Customer service. Customer experience. Focus on the customer. The customer is at the centre of everything we do.
Why do we hear this so much? Because time and again we see that selling something of value at a fair price is not enough. The customer must find the seller easy to do business with at every touch point.
Most organizations are relatively good at easily allowing you to buy goods and services from them. But only some understand that being easy to do business with must include service and support as well.
Examples abound:
- Apple is extremely good at making sure you are looked after with very little effort involved.
- Best Buy’s Geek Squad makes sales and after-sales support easier.
- Zappos lets customers return purchases, no questions asked, for up to a year.
- The Ritz-Carlton gives every staff member a no-strings budget to resolve any customer experience issue.

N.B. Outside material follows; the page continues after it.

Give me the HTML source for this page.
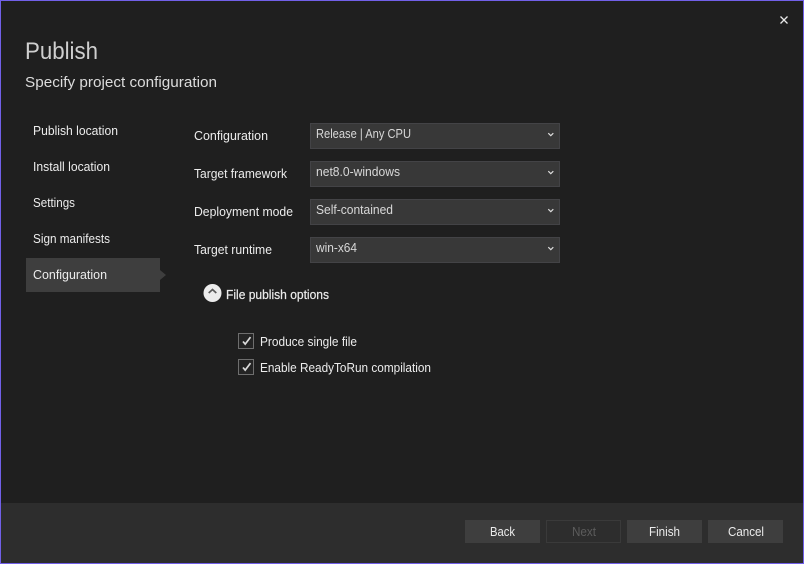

Personal experience confirms how this ease builds customer loyalty. Recently I purchased a suitcase that had a problem with the handle. When I notified customer service, I was asked to take a photo of the affected part and fill out a few pieces of information like my address and email it to them. Within 20 minutes, I was advised that a new bag was on the way. As a result, I am a customer for life.
Like me, you probably have a great customer experience story that solidified your loyalty to a brand. Most often the story stars someone who seemingly went out of their way to make you feel special and resolve the issue to your satisfaction. This person at the bag company was the key to being easy to do business with.
Where companies miss the mark
So why isn’t every company easy to do business with at every customer touch point?
Some of it has to do with policies and risk aversion.
Policies were created to reduce the risk of economic loss to an organization. The famous 30-day money-back guarantee that many of us grew up with was put in place to stop you from returning every single thing that you have ever purchased from a company. The policy was created to stop a very small percentage of customers from taking advantage of the organization.
But if you want to become a truly customer-centric organization, you can’t let risk aversion hold you back. You can accomplish your goals by employing only the most customer-centric people in this role and empowering them to make issue resolution enjoyable for the customer.
Customer services process
For example, let the customer tell you, online or by mobile, why they need help. Then have an expert who can quickly resolve the issue contact them, using a well-defined, step-by-step process that will resolve the issue on the first call.
This involves only two steps:
1. Hire, train and promote your most customer-centric people and remove those who are not able to deliver on the customer experience promise.
2. Allow and provide the budget and other tools for these people to make decision and resolve the individual customer issue.
If you ask most executives to cancel all customer-facing policies and leave everything up to the people in customer-supporting roles, they will shiver with fear, worrying that employees will give away the farm to avoid confrontation and dissatisfaction.
Fortunately, in my experience, this is not the case. I once started with an organization that had so many restrictive policies that employees were powerless to resolve customer problems. as an example, they were authorized to give a maximum 10 per cent credit to resolve an issue. This meant high-value customers would end up returning the item (at a significant cost to us) instead of taking the credit, which severely undermined their loyalty.
How we empowered heroes
After I got involved, we hired, supported and trained our customer support staff to be engaging customer advocates. We removed the small few who were damaging the customer experience. Then we did the unthinkable. We allowed anyone to give any credit they wished as long as they felt it was appropriate for the customer and the issue at hand. We provided quite a few examples of what “good” might look like and what a reasonable budget limit might be, but it was up to the individual to decide.
We collaborated with them to determine the best and most efficient resolution on the first call. Customer support staff discussed scenarios with each other in meetings and at breaks.
The result? Customer kudos poured in.
Our staff was elated that they were free from the restrictive policies that added stress to their jobs and prevented them from helping customers.
Because our supervisors received almost no escalations, they were freed up to coach individuals on what might be appropriate under what circumstances.
On our intranet, staff shared examples of where they gave credits and examples where they did not feel it was appropriate. There were so very few examples of customer support staff giving away too much for the issue and customer at hand.
The most difficult part? Convincing a small percentage of customer advocates that they actually needed to take advantage of the budget they had. They were so protective of the company that they were worried about making the commitment. Over time they came around.
Happy endings
So how did the new credit levels compare to the old ones? They went up about 15%, mainly because customers and customer support staff had other reasonable options to consider. Overall we were ahead in profits, returns were reduced and our customers liked our new easy-to-do- business-with philosophy.
The customer support team was now in charge of customer service. Our revenues increased, our lapsed customers decreased and employee morale had never been higher.